The strength of Kapur’s book is her unique attempt to introduce non-Western sources into the search for meaningful freedom. She gives visibility to non-liberal traditions and vocabularies in human rights or critical legal scholarship and broadens the discourse on freedom. From a Western standpoint that is ignorant of Buddhism and Indian philosophy and culture, her inquiry into religious sources of non-dualism is not always easy to follow; however, she convincingly demonstrates that there are alternative registers outside the liberal fishbowl worth exploring. Although Kapur’s understanding of freedom and subjectivity is thought-provoking and highly innovative, it nevertheless leads to the following critical questions:

  • Does not the assumption of a discernible, true self rely on essentialism and foundationalism?
  • Which normative principles guide the process of self-inquiry?
  • How do self-reflective practices of discernment translate into concrete struggles against oppression and unfreedom?
  • How can they be translated into collective action?
  • Is a turn inward enough for seeking freedom or do we always need to translate self-reflection into concrete actions?

With the narratives at the end of her book, she hints at subversive practices in poetry and dance rituals because they break up existing norms and enact a different way of being. Beyond this idea, one could ask: What will practices of self-inquiry look like, especially concerning legal and political struggles for a better world?
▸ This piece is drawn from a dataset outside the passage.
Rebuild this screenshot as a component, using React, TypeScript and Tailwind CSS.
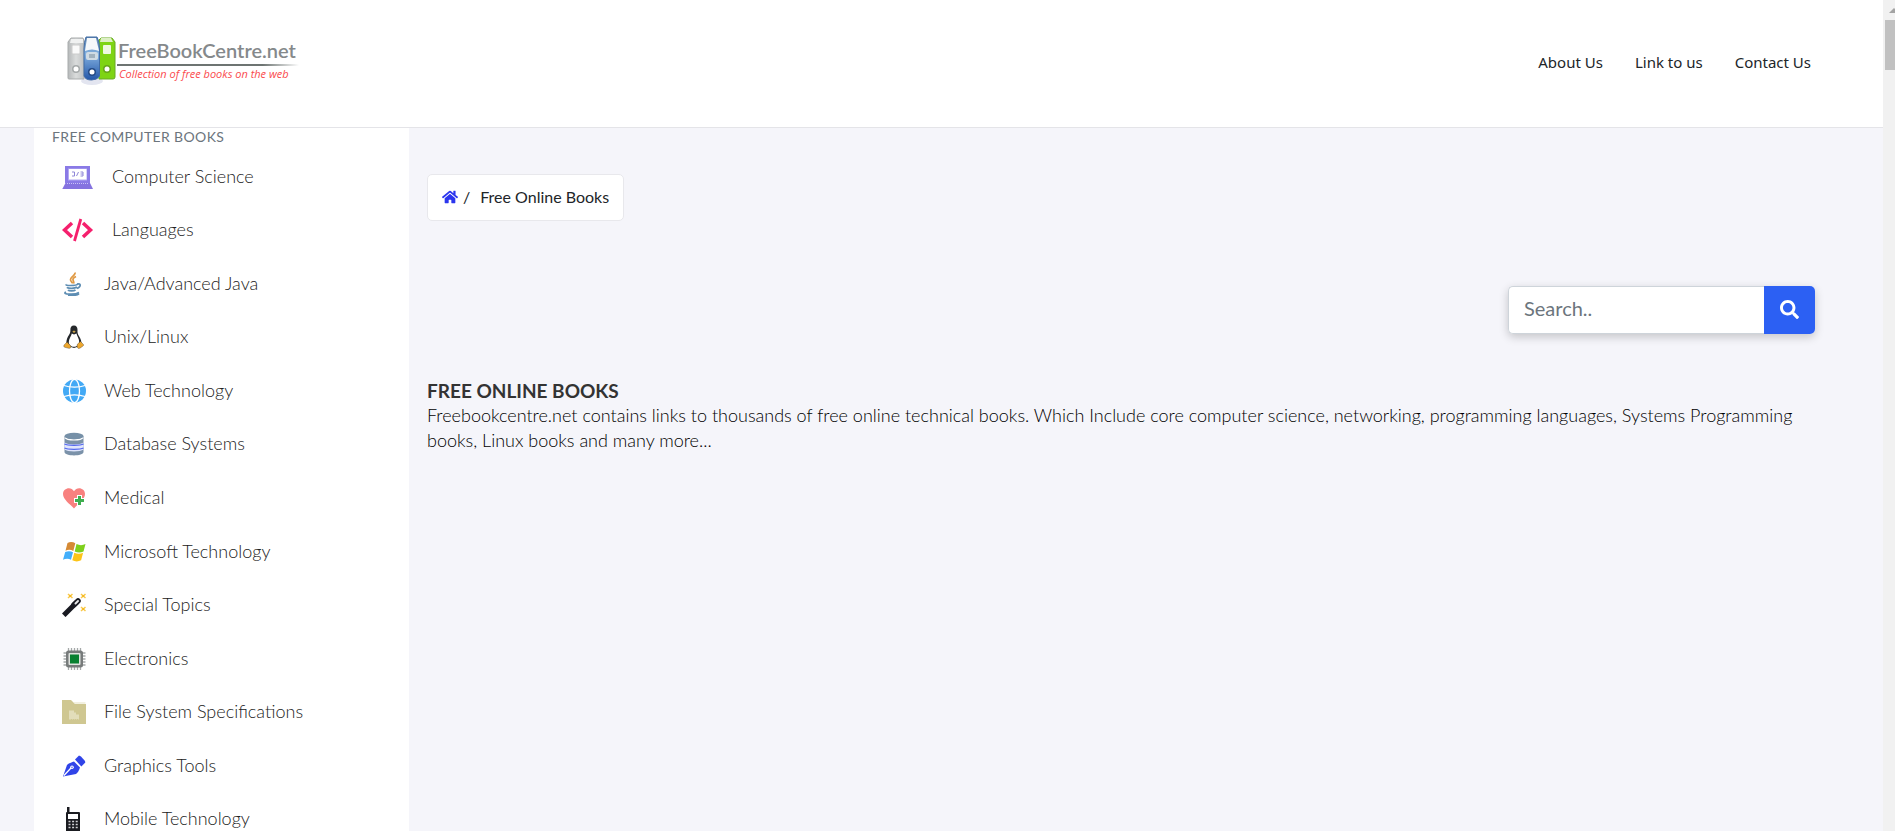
import type { ReactNode } from 'react';
import { FaHome, FaSearch } from 'react-icons/fa';

function LaptopIcon() {
  return (
    <svg viewBox="0 0 32 24" className="h-6 w-8">
      <path d="M3 1h25v17H3z" fill="#8a7ae6" />
      <path d="M6 3.500h19v12H6z" fill="#b3a9f3" />
      <path d="M7 4h17.500v10.500H7z" fill="#fff" />
      <path d="M10 7h2.500v4H10M14.500 11l2-4M18.500 7h2.500v4h-2.500M18.500 9H21" fill="none" stroke="#8f86d8" strokeWidth="1" />
      <path d="M3.500 18h24.500l3 6H.300z" fill="#8573e0" />
      <path d="M5 18.500h21" stroke="#c9c2f7" strokeWidth="1" strokeDasharray="1 1" />
    </svg>
  );
}

function CodeIcon() {
  return (
    <svg viewBox="0 0 32 24" className="h-6 w-8" fill="none" stroke="#f5206d" strokeWidth="3.500">
      <path d="M10 5L2.500 12 10 19" />
      <path d="M21 5l7.500 7L21 19" />
      <path d="M18.800 1L12.500 23" strokeWidth="2.800" />
    </svg>
  );
}

function JavaIcon() {
  return (
    <svg viewBox="0 0 24 24" className="size-6" fill="none">
      <path d="M13 .500c1 2.500-5 4.500-4.500 7.500.200 1.500 2 2.200 2 3.500M14 4.500c-2 1-3.500 2-3 3.500s1.500 2 .500 3.500" stroke="#e09a45" strokeWidth="1.700" />
      <path d="M4.500 12.300c-3 1.500 10 1.800 11.500-.300" stroke="#5d8db3" strokeWidth="1.500" />
      <path d="M5 15.200c1 1.500 8 1.500 10-.200M6 17.900c1 1.300 6 1.300 7.500 0M15 12c4.500-1 4 3 0 4.500" stroke="#5d8db3" strokeWidth="1.700" />
      <path d="M4 20c-5 2.200 9 3.200 13 .500M6 23.200c4 .500 9 0 11-1.500" stroke="#5d8db3" strokeWidth="1.700" />
    </svg>
  );
}

function LinuxIcon() {
  return (
    <svg viewBox="0 0 24 24" className="size-6">
      <path d="M12 .500c-2.600 0-3.800 2-3.600 4.500.200 3-1 4-2.400 6.600C4.600 14.300 4 17 4.500 20.500L12 23l7.500-2.500c.300-4-.800-7-2.600-9.500-1.300-2-1.500-3.500-1.400-6C15.500 2 14.300.500 12 .500z" fill="#25282b" />
      <path d="M9.800 8.500L12 9.500l2.500-1c.500 2.500 2.700 5 2.700 8.500 0 3-2.500 4.800-5.200 4.800-3 0-5.200-1.800-5.200-4.800 0-3 2.500-6 3-8.500z" fill="#fff" />
      <path d="M10.300 6.500l1.700-1 1.700 1L12 8z" fill="#c9a24a" />
      <path d="M5 17l3.800 4c.500 1.500-.500 2.500-2 2.300l-4-1c-1.300-.500-1.300-1.300-.500-2.500zM18.500 16.500l-3 2.500c-.700 2-.500 4 1 4.500 1.500 0 3-1.500 4.500-2.500 1-.700.700-1.500 0-2z" fill="#eda72e" stroke="#4a4030" strokeWidth=".4" />
    </svg>
  );
}

function GlobeIcon() {
  return (
    <svg viewBox="0 0 24 24" className="size-6">
      <circle cx="12.500" cy="12" r="11.500" fill="#42a9f5" />
      <g fill="none" stroke="#fff" strokeWidth="1.300">
        <ellipse cx="12.500" cy="12" rx="5" ry="11.700" />
        <path d="M2 6.500c6 2.200 15 2.200 21 0M2 17.500c6-2.200 15-2.200 21 0" />
      </g>
    </svg>
  );
}

function DatabaseIcon() {
  return (
    <svg viewBox="0 0 24 24" className="size-6">
      <path d="M2.500 4v16c0 4.500 19 4.500 19 0V4z" fill="#7b92a9" />
      <path d="M2.500 10.500c3 2.500 16 2.500 19 0v7c-3 2.500-16 2.500-19 0z" fill="#dfe5fc" />
      <path d="M2.500 12c3 1.700 16 1.700 19 0M2.500 16c3 1.700 16 1.700 19 0" stroke="#5266ef" strokeWidth="1.200" fill="none" />
      <path d="M3 5.700c2 3 16 3 18 0" stroke="#fff" strokeWidth="1.300" fill="none" />
      <ellipse cx="12" cy="4" rx="9.500" ry="3.300" fill="#7690a7" />
    </svg>
  );
}

function HeartIcon() {
  return (
    <svg viewBox="0 0 24 24" className="size-6">
      <path d="M12 22.500C8 18 1 13.500 1 8c0-6 8-8 11-2.800C15 0 23 2 23 8c0 5.500-7 10-11 14.500z" fill="#f8817f" />
      <path d="M15 9h5v3h3v5h-3v3h-5v-3h-3v-5h3z" fill="#fff" />
      <path d="M16 10h3v3h3v3h-3v3h-3v-3h-3v-3h3z" fill="#3fae50" />
    </svg>
  );
}

function WindowsIcon() {
  return (
    <svg viewBox="0 0 24 24" className="size-6">
      <path d="M5.500 3C8 1.500 11 1.800 13.300 3.200L11.300 11C9 9.600 6 9.500 3.500 10.700z" fill="#d58a35" />
      <path d="M14.500 4c3 1.500 6 1.500 9 0l-2 7.500c-3 1.500-6 1.300-8.800 0z" fill="#7ed01c" />
      <path d="M3.200 12C6 10.800 8.800 11 11 12.300L9 19.800C6.800 18.500 3.500 18.500 1 19.800z" fill="#42aefa" />
      <path d="M12.300 12.800c3 1.400 6 1.400 8.800 0l-2 7.500c-2.800 1.500-6 1.500-8.800 0z" fill="#fcc417" />
    </svg>
  );
}

function WandIcon() {
  return (
    <svg viewBox="0 0 24 24" className="size-6">
      <path d="M3.500 20.500L13 11" stroke="#191a22" strokeWidth="5" strokeLinecap="square" />
      <path d="M12 11.800L16 8" stroke="#191a22" strokeWidth="5.500" strokeLinecap="round" />
      <path d="M13.500 10.500l2.500-2.500" stroke="#e8e8ea" strokeWidth="2" strokeLinecap="round" />
      <path d="M6 1l4.500 4M10.500 1L6 5M19 1l4.500 4M23.500 1L19 5M19 14l4.500 4M23.500 14L19 18" stroke="#f9c94a" strokeWidth="1.500" />
      <path d="M7.200 2h2v2h-2zM20.200 2h2v2h-2zM20.200 15h2v2h-2z" fill="#f5b921" />
    </svg>
  );
}

function ChipIcon() {
  return (
    <svg viewBox="0 0 24 24" className="size-6">
      <path d="M6.500 1v22M9.500 1v22M12.500 1v22M15.500 1v22M18.500 1v22M1.500 6h22M1.500 9h22M1.500 12h22M1.500 15h22M1.500 18h22" stroke="#a5a9a9" strokeWidth="1.300" />
      <rect x="4" y="3.500" width="17" height="17" rx="2.500" fill="#777b7b" />
      <rect x="6.500" y="6" width="12" height="12" rx="1" fill="#dfe3df" />
      <rect x="8" y="7.500" width="9" height="9" fill="#078030" />
    </svg>
  );
}

function FolderIcon() {
  return (
    <svg viewBox="0 0 24 24" className="size-6">
      <path d="M0 0h9l4 4h11v20H0z" fill="#cfc791" />
      <path d="M11.500 2.500h12v1h-11z" fill="#e6e1c2" />
      <path d="M7 10.500h5v2h2v2h3v5H7z" fill="#e2ddba" />
      <path d="M9 19.500h7" stroke="#cfc791" strokeDasharray="1 1" />
    </svg>
  );
}

function PenIcon() {
  return (
    <svg viewBox="0 0 24 24" className="size-6">
      <path d="M1 22.500L5 11c1.500-1.500 4-2.500 7-3.500l6 6c-1 3-2 5-4 6.500z" fill="#3044e8" />
      <path d="M13 5.500L17 1.500l2 1 4 4.500.300 1.500-4 4z" fill="#3044e8" />
      <path d="M2 21.500l7-7.500" stroke="#fff" strokeWidth="1.300" />
      <circle cx="10" cy="13.300" r="1.800" fill="#fff" />
      <circle cx="10" cy="13.300" r=".700" fill="#3044e8" />
    </svg>
  );
}

function PhoneIcon() {
  return (
    <svg viewBox="0 0 24 24" className="size-6">
      <path d="M5 0h2.500v5H17q1 0 1 1v18H4V6q0-1 1-1z" fill="#1a1b20" />
      <path d="M6 7h10v5H6z" fill="#fff" />
      <path d="M6.500 14.500h9.500M6.500 17.500h9.500M6.500 20.500h9.500" stroke="#d0d0d4" strokeWidth="1.500" strokeDasharray="2 1.600" />
    </svg>
  );
}

function BindersIcon() {
  return (
    <svg viewBox="0 0 50 50" className="h-[50px] w-[50px] shrink-0">
      <defs>
        <linearGradient id="grey" x1="0" x2="1">
          <stop offset="0" stopColor="#b5b8b9" />
          <stop offset=".5" stopColor="#dadcdc" />
          <stop offset="1" stopColor="#bfc2c3" />
        </linearGradient>
        <linearGradient id="blue" x1="0" x2="0" y1="0" y2="1">
          <stop offset="0" stopColor="#5e83ad" />
          <stop offset=".4" stopColor="#82b0e0" />
          <stop offset="1" stopColor="#2356a8" />
        </linearGradient>
      </defs>
      <ellipse cx="25" cy="45" rx="11" ry="4" fill="#e3e5f0" />
      <path d="M4 2h12l1 3v38H2q-1 0-1-1V6z" fill="url(#grey)" stroke="#a9acad" />
      <path d="M4 3h12v4H3z" fill="#f0f1f1" />
      <rect x="5" y="9" width="8" height="9" rx="1" fill="#fafafa" stroke="#ccc" />
      <path d="M34 2h11l3 4v35q0 2-2 2H32V4z" fill="#7ed414" stroke="#69aa25" />
      <path d="M34 2h10l2 4H33z" fill="#dcefc4" />
      <rect x="36" y="9" width="8" height="9" rx="1" fill="#eef8df" />
      <path d="M19 1h11q2.500 4 2.500 12v27q-2 4-8 4t-7.500-4V13q0-7 2-12z" fill="url(#blue)" stroke="#416ca5" />
      <path d="M20 2h9l3 13q-7-3-14 0z" fill="#f5f8fb" />
      <rect x="19" y="16" width="12" height="8" rx="2" fill="#d0dbe4" />
      <rect x="22" y="18" width="6" height="4" fill="#a2b2be" />
      <circle cx="9" cy="33" r="4" fill="#a5a9aa" />
      <circle cx="9" cy="33" r="2.500" fill="#fff" />
      <circle cx="25" cy="36" r="4" fill="#244b86" />
      <circle cx="25" cy="36" r="2.500" fill="#fff" />
      <circle cx="40" cy="33" r="4" fill="#66a51b" />
      <circle cx="40" cy="33" r="2.500" fill="#fff" />
    </svg>
  );
}

const topics: { label: string; icon: ReactNode }[] = [
  { label: 'Computer Science', icon: <LaptopIcon /> },
  { label: 'Languages', icon: <CodeIcon /> },
  { label: 'Java/Advanced Java', icon: <JavaIcon /> },
  { label: 'Unix/Linux', icon: <LinuxIcon /> },
  { label: 'Web Technology', icon: <GlobeIcon /> },
  { label: 'Database Systems', icon: <DatabaseIcon /> },
  { label: 'Medical', icon: <HeartIcon /> },
  { label: 'Microsoft Technology', icon: <WindowsIcon /> },
  { label: 'Special Topics', icon: <WandIcon /> },
  { label: 'Electronics', icon: <ChipIcon /> },
  { label: 'File System Specifications', icon: <FolderIcon /> },
  { label: 'Graphics Tools', icon: <PenIcon /> },
  { label: 'Mobile Technology', icon: <PhoneIcon /> },
];

function Header() {
  return (
    <header className="flex h-32 items-start justify-between border-b border-[#e4e4e8] bg-white pr-[72px] pl-[67px]">
      <a href="#" className="mt-9 flex items-start">
        <BindersIcon />
        <span className="flex flex-col">
          <span className="pl-px font-['Lato',sans-serif] text-[20px] leading-7 font-semibold text-[#85898b]">FreeBookCentre.net</span>
          <span className="h-0.5 w-[182px] bg-linear-to-r from-[#6d7472] from-80% to-transparent" />
          <span className="pl-0.5 font-['Open_Sans',sans-serif] text-[11px] leading-4 font-medium text-[#fa4a4d] italic">
            Collection of free books on the web
          </span>
        </span>
      </a>
      <nav className="mt-[50px] flex gap-8 font-['Noto_Sans',sans-serif] text-[15px] leading-6 text-[#212529]">
        <a href="#">About Us</a>
        <a href="#">Link to us</a>
        <a href="#">Contact Us</a>
      </nav>
    </header>
  );
}

function Sidebar() {
  return (
    <aside className="w-[375px] shrink-0 bg-white">
      <h2 className="mb-1 px-[18px] text-[14px] leading-[18px] tracking-wide text-[#6c757d] uppercase">Free Computer Books</h2>
      <ul className="grid h-[696px] auto-rows-fr pl-7">
        {topics.map((topic) => (
          <li key={topic.label} className="flex items-center">
            <a href="#" className="flex items-center gap-[18px] text-[18px] leading-7 font-light text-[#222]">
              {topic.icon}
              <span className="pb-0.5">{topic.label}</span>
            </a>
          </li>
        ))}
      </ul>
    </aside>
  );
}

function Scrollbar() {
  return (
    <div className="flex w-3 shrink-0 flex-col items-end overflow-hidden bg-[#f1f1f1]" aria-hidden="true">
      <svg viewBox="0 0 6 20" className="h-5 w-1.5">
        <path d="M0 13l5-5 1 1v4z" fill="#a3a3a3" />
      </svg>
      <div className="h-[50px] w-2.5 bg-[#c1c1c1]" />
    </div>
  );
}

export default function App() {
  return (
    <div className="flex h-screen overflow-hidden bg-[#f5f5fa] font-['Lato',sans-serif] text-[#333]">
      <div className="min-w-0 flex-1">
        <Header />
        <div className="flex pl-[34px]">
          <Sidebar />
          <main className="min-w-0 flex-1 pt-[46px] pr-[68px] pl-[18px]">
            <nav
              aria-label="Breadcrumb"
              className="flex h-[47px] w-fit items-center rounded-[5px] border border-[#e8e8ec] bg-white px-3.5 pb-0.5 text-[16px] leading-6 text-[#212529]"
            >
              <a href="#" aria-label="Home" className="text-[#2b35ee]">
                <FaHome className="size-4" />
              </a>
              <span className="pr-2.5 pl-[5px]">/</span>
              <span>Free Online Books</span>
            </nav>
            <form className="mt-[65px] ml-auto flex h-12 w-[307px] rounded-[5px] shadow-[0_3px_10px_rgba(0,0,0,0.2)]" onSubmit={(e) => e.preventDefault()}>
              <input
                type="text"
                aria-label="Search"
                placeholder="Search.."
                className="min-w-0 flex-1 rounded-l-[5px] border border-r-0 border-[#ced4da] bg-white px-[15px] pb-1 text-[20px] outline-none placeholder:text-[#6c757d]"
              />
              <button type="submit" aria-label="Search" className="flex w-[51px] items-center justify-center rounded-r-[5px] bg-[#2c60f3] pb-0.5 text-white">
                <FaSearch className="size-[19px]" />
              </button>
            </form>
            <h1 className="mt-11 text-[19px] leading-[25px] font-bold uppercase">Free Online Books</h1>
            <p className="text-[18px] leading-[25px] font-light text-black">
              Freebookcentre.net contains links to thousands of free online technical books. Which Include core computer science, networking,
              programming languages, Systems Programming books, Linux books and many more...
            </p>
          </main>
        </div>
      </div>
      <Scrollbar />
    </div>
  );
}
With regard to human rights, Kapur’s strength is that she does not devalue human rights per se or follow a path of cultural relativism. Rather, she states that human rights address only specific forms of subjectivity, vulnerability, agency, and freedom and are therefore not constitutive of lasting freedom. To show what an alternative epistemology of meaningful freedom could look like is Kapur’s fundamental contribution to the critical legal project. Her book is a must-read for every human rights scholar and legal theorist.